Third, despite unprecedented injection of primary liquidity, commodity prices did not increase due to fall in income/consumption around the world. Fourth, asset prices recovered quickly, mainly in developed countries, to the pre-crisis level — a situation no different from the ‘irrational exuberance’ prevailing before the GFC. Many economists interpret this as central-bank propelled asset price bubble due to quantitative easing.

Fifth, part of the easy money of developed countries, which crossed boarders, created asset price inflation in many emerging market economies (EMEs). Sixth, the UMP could not revive global growth for a pretty long period despite real interest rates moving into negative territory in many developed countries.

As the limitations of UMP were widely felt, normalisation process, led by the US Fed, was initiated in many developed countries since December 2015. Before the monetary policy was fully normalised, global growth faltered again forcing many central banks of developed countries to abandon the normalisation process.

Central banks seem to have entered into a self-made trap, a result of pursuing easy monetary policy and, thereby, contributing to financial instability globally. They are committing the same mistake of pursuing an ultra-accommodative monetary policy they followed during the Great Moderation.

Many central banks are now seeking a wider mandate of financial stability besides price stability. Although central banks can play a key role in ensuring financial stability, the jury is still out on whether it an appropriate monetary policy objective.

The instruments used to achieve this objective primarily relate to prudential regulation and supervision of banks and the non-bank segments of the financial system.

As regulation and supervision are fiduciary activities of a central bank, sometimes performed by other agencies/regulators in many jurisdictions, central banks may not be able to achieve the wider mandate of financial stability without coordination among other regulators.

RBI’s experiment

The RBI has entered into a phase of UMP, much before reaching the ‘zero lower bound’ of the policy rate. Mention may be made about the large amount of forex swap, long-term repo operations (one to three years’ lending outside the conventional short-term liquidity management), and liquidity neutral ‘operation twist’ (purchase of long-term G-Secs fully offset by sale of short-term treasury bills and dated securities) to influence long-term yield without cutting the policy rate.

Besides, there is the regulatory forbearance, knocking out certain incremental assets, such as lending to infrastructure, real estate/housing, etc., from liabilities on which CRR is maintained.

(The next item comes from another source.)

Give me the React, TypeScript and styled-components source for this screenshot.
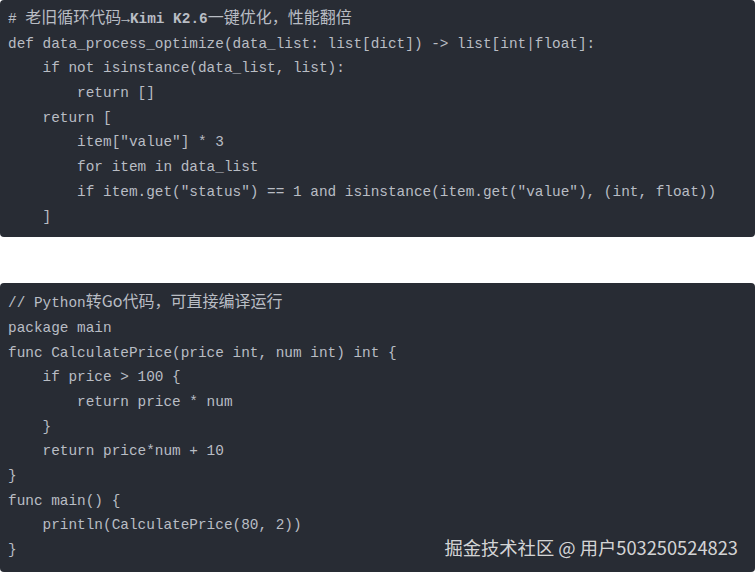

Moreover, efforts have been made recently to quicken the pace of monetary policy transmission by asking banks to adopt external benchmarks for loan pricing. As these benchmarks, constructed by FBIL (Financial Benchmark India Private Ltd), are yet to stabilise, banks have started linking their prime lending rate to the policy repo rate, which is essentially a signalling rate decided by the MPC, not a market determined external benchmark.

There has been some moderation of lending rate; the weighted average lending rate has, however, fallen only by a few basis points. Banks continue to be extremely risk-averse, as they are yet to come out of the NPA (non-performing asset) mess.

Corporate sector balance sheets, particularly relating to big industries, continue to remain in de-leveraging mode. The demand for credit by start-ups and MSMEs is unlikely to make good the sluggish credit demand by large industries. Hence the fallout of the RBI’s UMP has been large expansion of its balance sheet due to unprecedented build-up of reverse repo on a daily basis.

Interest rate differential between India and the developed countries is still attractive despite five consecutive reductions in repo rate. This is attracting a lot of short-term money into India’s capital market, sometimes in the guise of foreign direct investment through different channels.

Status quo on repo rate for a while is fine due to inflation uncertainty. However, the optimal choice of monetary policy would be to reduce the policy rate rather than follow UMP for a long period, as India’s CPI inflation is expected to moderate and remain within the tolerable limit.

The RBI can nudge banks to shed unusual risk-averse behaviour. Following amendment of the RBI Act, a deposit facility at pre-announced interest rate has been enabled. It is time such a deposit facility offering low rates, say around 2.5 per cent, was introduced rather than pay attractive rates on the large reverse repo deposits of banks on a daily basis.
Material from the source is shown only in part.